Start of Provided information
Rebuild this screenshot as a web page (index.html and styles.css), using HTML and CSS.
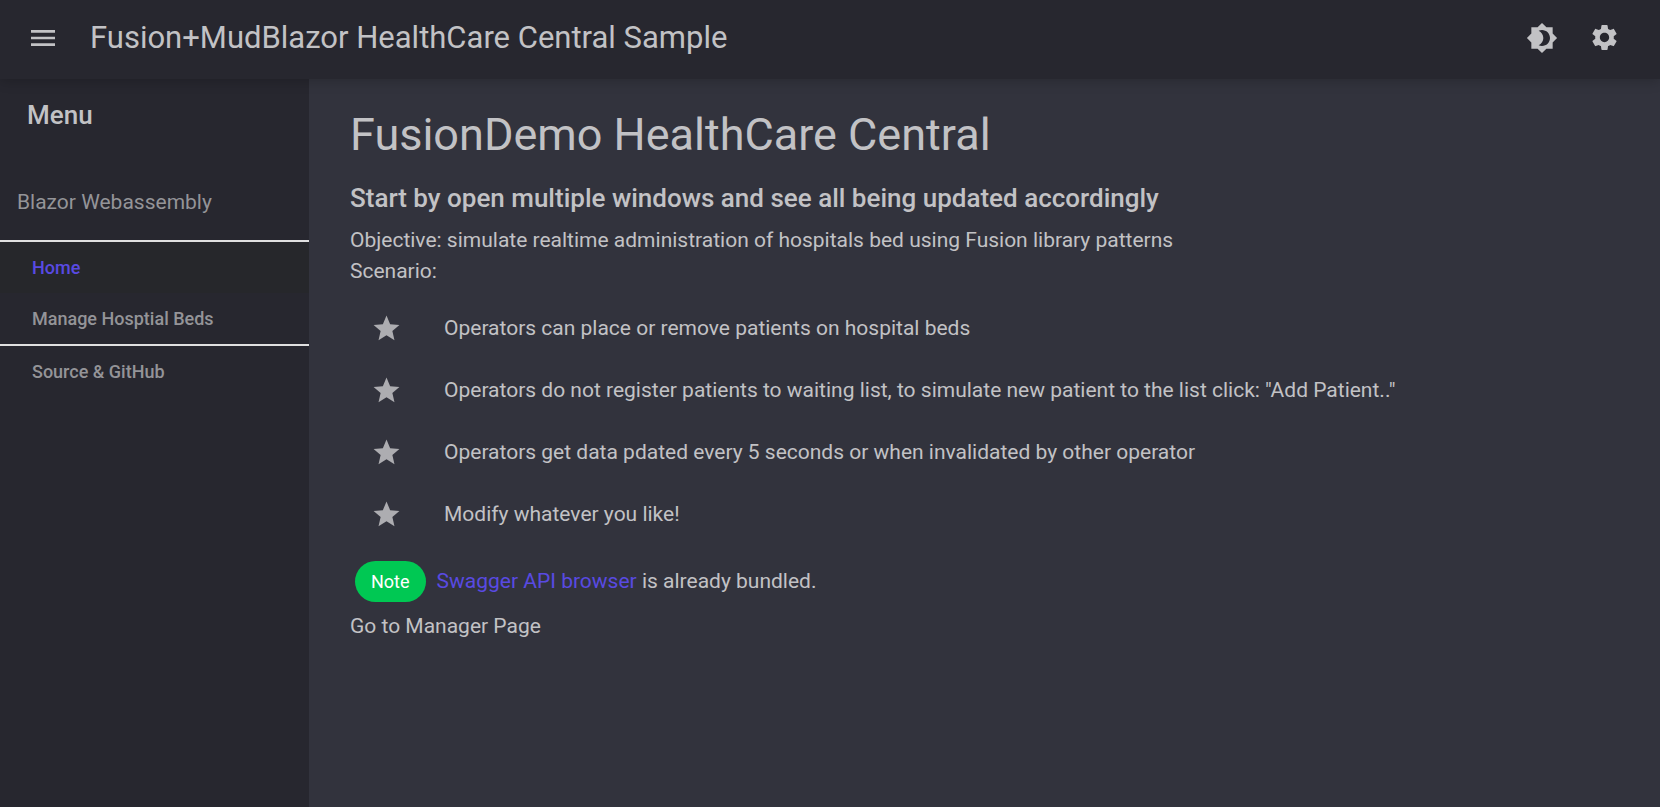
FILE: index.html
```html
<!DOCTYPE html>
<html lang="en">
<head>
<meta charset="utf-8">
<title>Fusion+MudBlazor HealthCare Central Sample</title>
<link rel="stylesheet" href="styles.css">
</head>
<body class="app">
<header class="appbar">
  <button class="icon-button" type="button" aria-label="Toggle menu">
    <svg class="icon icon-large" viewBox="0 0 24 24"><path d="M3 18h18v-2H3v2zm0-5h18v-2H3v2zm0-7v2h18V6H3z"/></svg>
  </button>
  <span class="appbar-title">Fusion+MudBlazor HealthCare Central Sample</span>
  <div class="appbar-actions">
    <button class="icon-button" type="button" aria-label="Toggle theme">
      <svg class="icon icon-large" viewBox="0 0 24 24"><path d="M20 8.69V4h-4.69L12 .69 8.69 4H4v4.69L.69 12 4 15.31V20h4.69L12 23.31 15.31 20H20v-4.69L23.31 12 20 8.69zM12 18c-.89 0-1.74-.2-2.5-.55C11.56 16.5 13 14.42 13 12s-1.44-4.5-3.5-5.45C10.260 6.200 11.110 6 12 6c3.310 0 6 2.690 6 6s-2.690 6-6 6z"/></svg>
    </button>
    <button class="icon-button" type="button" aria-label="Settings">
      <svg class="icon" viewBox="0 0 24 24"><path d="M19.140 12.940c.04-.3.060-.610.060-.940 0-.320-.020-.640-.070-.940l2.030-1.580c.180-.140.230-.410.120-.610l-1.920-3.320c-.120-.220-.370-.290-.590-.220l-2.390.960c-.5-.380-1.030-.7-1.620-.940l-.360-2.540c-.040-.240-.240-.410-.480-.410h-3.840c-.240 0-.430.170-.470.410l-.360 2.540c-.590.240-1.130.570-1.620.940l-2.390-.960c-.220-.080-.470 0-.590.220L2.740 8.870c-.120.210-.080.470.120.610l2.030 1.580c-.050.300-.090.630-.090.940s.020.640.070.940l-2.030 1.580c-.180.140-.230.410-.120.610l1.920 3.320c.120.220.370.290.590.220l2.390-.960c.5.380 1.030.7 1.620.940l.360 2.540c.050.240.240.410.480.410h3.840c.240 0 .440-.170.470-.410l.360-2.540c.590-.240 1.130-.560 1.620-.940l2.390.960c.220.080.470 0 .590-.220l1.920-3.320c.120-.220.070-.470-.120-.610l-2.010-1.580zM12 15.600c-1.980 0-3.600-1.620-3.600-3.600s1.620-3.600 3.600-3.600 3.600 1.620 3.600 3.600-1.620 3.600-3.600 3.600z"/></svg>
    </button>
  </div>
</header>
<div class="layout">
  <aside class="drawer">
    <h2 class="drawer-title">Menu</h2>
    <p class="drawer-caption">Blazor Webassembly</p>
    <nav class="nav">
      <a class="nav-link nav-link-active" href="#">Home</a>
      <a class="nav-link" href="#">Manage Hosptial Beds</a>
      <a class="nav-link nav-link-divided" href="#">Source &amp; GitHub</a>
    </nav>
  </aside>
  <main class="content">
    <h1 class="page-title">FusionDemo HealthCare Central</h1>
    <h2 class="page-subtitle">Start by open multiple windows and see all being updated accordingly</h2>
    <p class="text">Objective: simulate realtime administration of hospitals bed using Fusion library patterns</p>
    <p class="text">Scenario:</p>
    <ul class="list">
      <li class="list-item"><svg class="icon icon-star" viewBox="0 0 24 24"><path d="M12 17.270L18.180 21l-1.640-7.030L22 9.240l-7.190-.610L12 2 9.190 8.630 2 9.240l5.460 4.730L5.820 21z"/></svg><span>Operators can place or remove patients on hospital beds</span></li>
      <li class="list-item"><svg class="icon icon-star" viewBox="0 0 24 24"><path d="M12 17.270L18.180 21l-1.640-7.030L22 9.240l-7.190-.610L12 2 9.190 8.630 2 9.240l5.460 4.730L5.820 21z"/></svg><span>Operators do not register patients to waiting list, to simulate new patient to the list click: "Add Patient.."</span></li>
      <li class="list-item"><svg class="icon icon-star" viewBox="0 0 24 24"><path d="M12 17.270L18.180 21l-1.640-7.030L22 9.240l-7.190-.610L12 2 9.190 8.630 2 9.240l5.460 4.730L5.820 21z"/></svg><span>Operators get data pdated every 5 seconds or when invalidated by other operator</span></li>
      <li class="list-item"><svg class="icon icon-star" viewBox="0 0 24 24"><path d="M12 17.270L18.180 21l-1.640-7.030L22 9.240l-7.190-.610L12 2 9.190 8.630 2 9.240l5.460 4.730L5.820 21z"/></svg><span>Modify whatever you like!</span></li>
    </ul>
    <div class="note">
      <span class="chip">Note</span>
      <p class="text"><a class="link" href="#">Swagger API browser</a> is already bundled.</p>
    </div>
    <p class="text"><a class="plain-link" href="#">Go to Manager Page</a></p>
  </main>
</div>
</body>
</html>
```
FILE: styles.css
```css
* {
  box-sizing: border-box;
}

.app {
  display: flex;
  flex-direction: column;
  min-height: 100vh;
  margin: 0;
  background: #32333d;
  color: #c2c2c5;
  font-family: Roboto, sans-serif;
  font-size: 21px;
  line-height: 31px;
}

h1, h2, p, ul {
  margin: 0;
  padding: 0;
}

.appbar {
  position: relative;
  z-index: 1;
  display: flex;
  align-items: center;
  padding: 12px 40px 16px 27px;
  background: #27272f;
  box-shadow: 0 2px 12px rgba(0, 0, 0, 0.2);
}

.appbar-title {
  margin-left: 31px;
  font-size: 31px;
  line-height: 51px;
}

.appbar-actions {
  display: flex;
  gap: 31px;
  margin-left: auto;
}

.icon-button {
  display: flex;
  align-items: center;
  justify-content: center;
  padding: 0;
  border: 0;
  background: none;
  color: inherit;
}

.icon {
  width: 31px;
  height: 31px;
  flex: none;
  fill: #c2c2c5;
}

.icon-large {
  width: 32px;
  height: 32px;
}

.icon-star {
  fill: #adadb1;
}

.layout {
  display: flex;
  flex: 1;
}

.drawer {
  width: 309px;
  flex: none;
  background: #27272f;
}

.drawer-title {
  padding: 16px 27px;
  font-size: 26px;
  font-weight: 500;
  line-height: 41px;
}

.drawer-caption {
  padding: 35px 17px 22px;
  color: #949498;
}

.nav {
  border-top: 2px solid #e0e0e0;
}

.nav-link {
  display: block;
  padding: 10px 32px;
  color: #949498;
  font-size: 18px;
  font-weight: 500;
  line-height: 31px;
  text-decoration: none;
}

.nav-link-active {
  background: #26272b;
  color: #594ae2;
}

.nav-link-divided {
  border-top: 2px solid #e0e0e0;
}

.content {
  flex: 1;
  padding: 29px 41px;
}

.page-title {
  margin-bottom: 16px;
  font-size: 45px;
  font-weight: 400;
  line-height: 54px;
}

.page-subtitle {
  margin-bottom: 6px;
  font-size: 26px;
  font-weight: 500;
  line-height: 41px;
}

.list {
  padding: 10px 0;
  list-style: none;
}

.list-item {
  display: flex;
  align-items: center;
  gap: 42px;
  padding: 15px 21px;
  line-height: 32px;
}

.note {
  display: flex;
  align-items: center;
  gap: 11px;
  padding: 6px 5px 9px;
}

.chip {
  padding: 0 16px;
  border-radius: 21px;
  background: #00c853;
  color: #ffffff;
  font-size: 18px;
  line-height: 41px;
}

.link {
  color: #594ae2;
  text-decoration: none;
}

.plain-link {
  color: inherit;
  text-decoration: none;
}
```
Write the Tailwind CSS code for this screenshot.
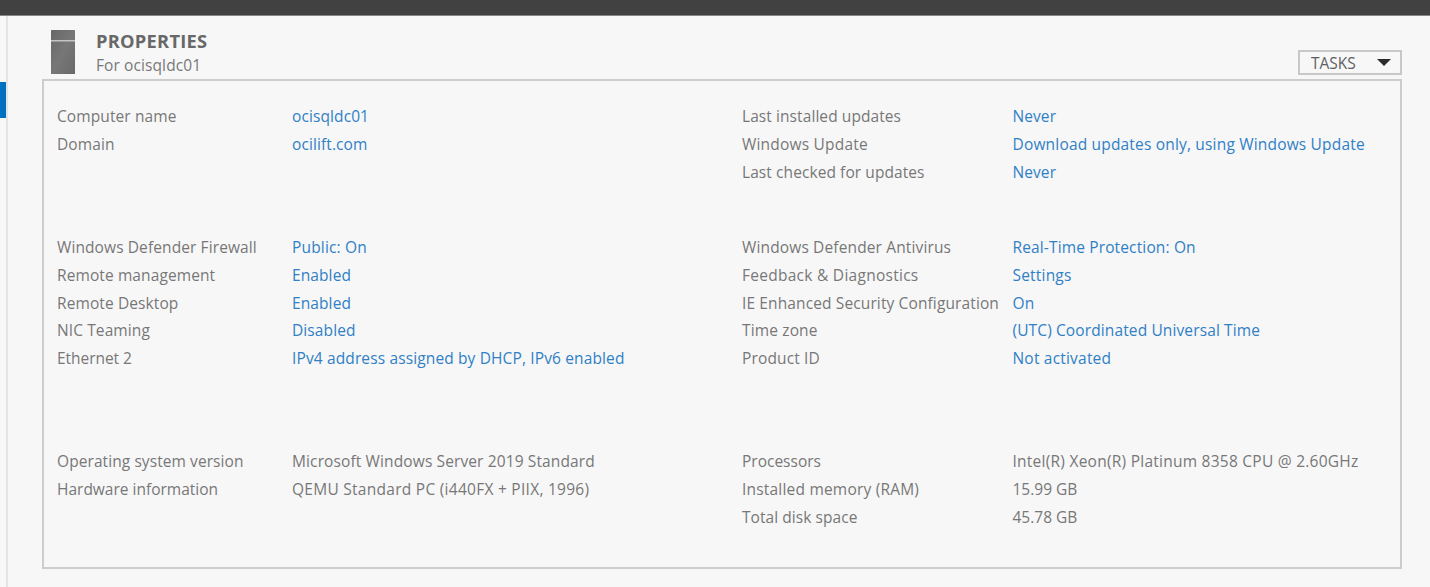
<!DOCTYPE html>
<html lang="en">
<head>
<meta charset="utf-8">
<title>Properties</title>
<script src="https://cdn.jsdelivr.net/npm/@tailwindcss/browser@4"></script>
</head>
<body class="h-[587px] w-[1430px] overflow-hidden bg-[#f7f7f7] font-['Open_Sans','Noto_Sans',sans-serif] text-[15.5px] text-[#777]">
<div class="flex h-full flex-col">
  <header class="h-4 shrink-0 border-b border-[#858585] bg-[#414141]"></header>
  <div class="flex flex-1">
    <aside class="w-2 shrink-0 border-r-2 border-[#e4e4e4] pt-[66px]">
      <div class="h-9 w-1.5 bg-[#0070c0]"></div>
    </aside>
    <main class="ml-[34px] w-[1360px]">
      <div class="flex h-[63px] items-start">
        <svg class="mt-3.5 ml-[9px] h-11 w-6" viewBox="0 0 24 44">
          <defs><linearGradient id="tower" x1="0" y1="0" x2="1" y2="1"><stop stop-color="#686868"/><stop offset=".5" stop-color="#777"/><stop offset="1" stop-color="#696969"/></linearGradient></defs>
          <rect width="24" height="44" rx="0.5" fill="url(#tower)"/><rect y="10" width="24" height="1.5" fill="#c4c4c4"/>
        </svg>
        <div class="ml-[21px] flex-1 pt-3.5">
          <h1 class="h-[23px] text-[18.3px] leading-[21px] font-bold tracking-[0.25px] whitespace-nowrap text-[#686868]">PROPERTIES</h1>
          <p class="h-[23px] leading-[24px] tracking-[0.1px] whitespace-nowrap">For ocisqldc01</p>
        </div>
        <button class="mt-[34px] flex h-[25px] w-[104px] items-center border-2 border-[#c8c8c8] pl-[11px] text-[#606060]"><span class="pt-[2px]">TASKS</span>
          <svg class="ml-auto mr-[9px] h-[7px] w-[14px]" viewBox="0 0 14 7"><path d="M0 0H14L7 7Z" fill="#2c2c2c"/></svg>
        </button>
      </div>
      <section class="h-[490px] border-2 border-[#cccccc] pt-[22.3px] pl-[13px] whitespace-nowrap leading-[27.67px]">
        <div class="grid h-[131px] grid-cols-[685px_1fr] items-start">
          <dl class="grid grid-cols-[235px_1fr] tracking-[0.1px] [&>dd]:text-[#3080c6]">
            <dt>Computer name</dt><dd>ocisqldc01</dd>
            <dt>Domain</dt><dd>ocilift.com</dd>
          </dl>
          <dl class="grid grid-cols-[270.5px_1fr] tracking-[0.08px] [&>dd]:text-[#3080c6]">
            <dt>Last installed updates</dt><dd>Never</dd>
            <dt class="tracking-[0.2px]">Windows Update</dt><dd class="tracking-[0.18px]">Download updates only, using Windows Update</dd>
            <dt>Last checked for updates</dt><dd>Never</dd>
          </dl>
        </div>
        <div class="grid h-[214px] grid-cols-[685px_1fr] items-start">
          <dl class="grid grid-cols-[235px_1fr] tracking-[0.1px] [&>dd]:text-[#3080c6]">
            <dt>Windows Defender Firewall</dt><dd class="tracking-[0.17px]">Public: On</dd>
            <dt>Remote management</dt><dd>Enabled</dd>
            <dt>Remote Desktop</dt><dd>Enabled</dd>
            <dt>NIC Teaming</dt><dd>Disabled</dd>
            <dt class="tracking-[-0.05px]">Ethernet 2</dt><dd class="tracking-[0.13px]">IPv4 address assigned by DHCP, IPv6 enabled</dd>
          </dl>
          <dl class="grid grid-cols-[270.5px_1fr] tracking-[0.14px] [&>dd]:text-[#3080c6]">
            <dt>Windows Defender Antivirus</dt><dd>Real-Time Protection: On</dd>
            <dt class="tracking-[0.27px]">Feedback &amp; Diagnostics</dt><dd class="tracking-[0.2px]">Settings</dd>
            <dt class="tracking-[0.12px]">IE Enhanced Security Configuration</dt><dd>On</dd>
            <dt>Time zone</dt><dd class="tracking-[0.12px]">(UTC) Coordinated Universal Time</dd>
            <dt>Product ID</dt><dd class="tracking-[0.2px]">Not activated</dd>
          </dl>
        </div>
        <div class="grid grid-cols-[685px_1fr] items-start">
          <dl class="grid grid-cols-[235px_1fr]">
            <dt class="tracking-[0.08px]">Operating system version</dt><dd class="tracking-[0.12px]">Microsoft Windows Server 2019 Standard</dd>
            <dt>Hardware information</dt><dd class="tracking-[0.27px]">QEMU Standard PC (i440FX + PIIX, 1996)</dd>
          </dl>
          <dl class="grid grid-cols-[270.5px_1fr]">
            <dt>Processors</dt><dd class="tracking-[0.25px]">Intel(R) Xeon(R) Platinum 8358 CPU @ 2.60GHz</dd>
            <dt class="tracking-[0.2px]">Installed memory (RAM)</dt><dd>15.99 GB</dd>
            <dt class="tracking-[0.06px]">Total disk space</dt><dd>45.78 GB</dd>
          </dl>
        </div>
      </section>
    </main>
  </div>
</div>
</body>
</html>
End of Provided information
— Objective —
Locate and copy each line in the data above that includes the word "using".

— Worked solution —
Rebuild this screenshot as a web page (index.html and styles.css), using HTML and CSS.
    <p class="text">Objective: simulate realtime administration of hospitals bed using Fusion library patterns</p>
            <dt class="tracking-[0.2px]">Windows Update</dt><dd class="tracking-[0.18px]">Download updates only, using Windows Update</dd>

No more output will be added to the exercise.